● **Stated goal**: Using the listing beneath this task, count the lines with the word "drawn" and write only the result.
==== Data for processing ====
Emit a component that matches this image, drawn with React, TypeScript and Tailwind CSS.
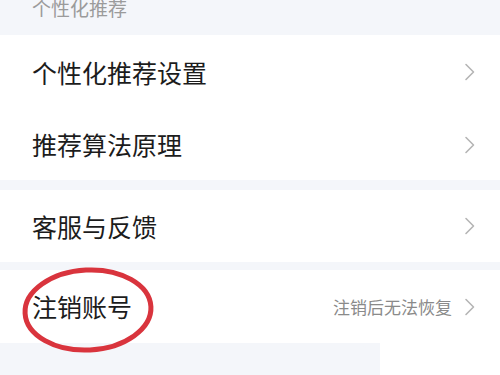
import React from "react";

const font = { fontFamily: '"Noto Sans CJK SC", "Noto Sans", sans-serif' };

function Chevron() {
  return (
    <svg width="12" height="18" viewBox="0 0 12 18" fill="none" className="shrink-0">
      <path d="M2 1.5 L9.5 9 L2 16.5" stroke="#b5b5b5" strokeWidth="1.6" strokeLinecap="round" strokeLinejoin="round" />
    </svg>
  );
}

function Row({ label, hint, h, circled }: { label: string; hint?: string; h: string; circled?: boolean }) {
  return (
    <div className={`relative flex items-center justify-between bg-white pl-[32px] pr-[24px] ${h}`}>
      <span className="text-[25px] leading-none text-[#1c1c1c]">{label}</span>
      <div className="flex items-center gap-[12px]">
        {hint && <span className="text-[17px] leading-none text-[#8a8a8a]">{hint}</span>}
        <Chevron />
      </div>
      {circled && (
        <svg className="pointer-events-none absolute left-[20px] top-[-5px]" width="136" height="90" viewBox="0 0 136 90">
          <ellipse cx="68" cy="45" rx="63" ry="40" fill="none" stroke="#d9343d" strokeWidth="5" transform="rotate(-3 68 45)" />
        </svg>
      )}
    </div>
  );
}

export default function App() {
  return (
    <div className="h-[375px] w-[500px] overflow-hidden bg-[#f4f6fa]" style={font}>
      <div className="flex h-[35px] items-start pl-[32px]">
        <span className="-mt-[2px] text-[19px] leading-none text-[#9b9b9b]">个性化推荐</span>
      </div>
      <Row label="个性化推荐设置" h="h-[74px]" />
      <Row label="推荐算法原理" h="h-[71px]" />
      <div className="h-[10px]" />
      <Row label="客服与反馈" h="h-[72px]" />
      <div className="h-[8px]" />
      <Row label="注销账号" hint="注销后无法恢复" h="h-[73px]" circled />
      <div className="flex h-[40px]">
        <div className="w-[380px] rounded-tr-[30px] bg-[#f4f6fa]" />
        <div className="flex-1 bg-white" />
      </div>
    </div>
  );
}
====
==== Data for processing ====
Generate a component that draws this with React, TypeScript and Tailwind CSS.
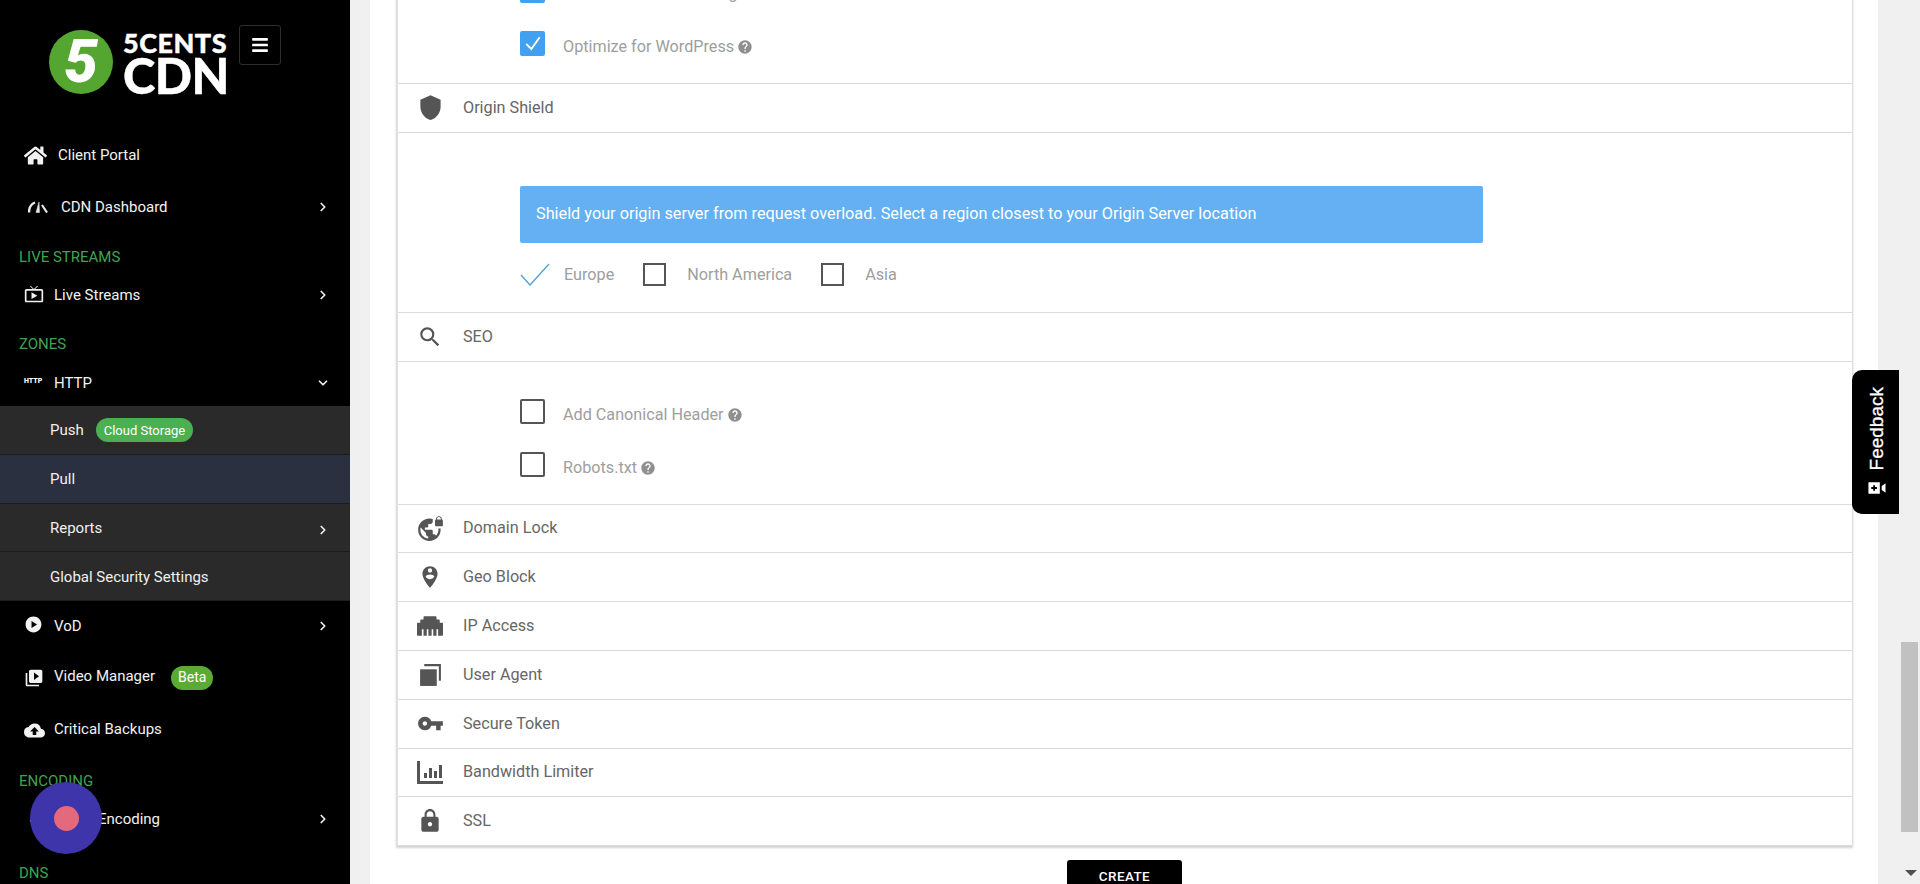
====
==== Data for processing ====
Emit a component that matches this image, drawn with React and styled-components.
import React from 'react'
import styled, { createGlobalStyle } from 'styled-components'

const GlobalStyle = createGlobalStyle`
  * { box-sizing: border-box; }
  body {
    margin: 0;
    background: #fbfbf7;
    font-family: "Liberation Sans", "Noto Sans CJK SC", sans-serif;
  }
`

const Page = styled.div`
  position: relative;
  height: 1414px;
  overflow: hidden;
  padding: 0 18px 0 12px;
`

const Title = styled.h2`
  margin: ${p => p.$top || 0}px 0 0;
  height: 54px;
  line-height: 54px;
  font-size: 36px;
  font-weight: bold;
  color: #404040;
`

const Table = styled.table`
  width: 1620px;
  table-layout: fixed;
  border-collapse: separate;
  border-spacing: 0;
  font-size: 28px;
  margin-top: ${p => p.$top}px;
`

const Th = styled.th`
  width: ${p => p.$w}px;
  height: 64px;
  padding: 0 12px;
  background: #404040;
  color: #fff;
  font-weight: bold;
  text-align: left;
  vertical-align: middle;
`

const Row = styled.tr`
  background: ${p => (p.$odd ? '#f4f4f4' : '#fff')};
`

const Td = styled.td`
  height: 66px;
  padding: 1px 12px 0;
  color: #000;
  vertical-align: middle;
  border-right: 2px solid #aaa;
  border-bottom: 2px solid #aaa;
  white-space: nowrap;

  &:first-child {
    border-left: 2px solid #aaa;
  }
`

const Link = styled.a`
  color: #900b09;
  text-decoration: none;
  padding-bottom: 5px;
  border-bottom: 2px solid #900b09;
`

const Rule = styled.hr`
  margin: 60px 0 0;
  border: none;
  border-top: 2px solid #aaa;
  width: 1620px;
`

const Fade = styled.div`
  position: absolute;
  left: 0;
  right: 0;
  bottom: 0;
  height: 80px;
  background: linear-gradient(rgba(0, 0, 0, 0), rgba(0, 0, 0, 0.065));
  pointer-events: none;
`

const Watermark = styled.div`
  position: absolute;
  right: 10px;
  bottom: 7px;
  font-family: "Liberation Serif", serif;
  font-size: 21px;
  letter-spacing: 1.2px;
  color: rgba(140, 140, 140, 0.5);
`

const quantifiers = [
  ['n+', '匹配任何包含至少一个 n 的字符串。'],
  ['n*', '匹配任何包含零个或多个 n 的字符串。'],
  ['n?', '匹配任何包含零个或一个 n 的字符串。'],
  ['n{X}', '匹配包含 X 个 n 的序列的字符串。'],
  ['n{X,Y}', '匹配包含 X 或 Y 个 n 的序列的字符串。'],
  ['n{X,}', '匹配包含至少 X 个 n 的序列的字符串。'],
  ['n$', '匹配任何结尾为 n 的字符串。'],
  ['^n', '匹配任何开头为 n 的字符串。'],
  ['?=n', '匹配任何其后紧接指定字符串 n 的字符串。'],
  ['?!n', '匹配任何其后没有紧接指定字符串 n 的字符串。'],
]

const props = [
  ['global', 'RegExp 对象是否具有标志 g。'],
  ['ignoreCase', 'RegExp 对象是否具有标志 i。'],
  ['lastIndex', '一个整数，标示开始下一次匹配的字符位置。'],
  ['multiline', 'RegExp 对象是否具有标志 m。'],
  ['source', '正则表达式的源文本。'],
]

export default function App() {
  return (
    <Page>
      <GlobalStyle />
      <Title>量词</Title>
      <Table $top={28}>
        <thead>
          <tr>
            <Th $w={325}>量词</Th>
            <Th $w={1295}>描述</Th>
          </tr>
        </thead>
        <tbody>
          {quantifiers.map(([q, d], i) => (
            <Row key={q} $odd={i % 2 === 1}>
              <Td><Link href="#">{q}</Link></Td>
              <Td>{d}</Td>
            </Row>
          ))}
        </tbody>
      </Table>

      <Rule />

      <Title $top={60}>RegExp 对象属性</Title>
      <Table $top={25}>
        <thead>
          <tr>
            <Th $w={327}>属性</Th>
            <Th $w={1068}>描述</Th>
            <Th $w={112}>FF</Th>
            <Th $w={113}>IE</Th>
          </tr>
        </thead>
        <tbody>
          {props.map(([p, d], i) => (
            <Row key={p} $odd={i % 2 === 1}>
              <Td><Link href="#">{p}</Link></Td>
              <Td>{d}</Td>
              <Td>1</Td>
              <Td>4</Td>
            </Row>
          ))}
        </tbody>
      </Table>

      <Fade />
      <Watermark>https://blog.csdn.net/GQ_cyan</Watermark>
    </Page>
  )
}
====
● **Written answer**: 2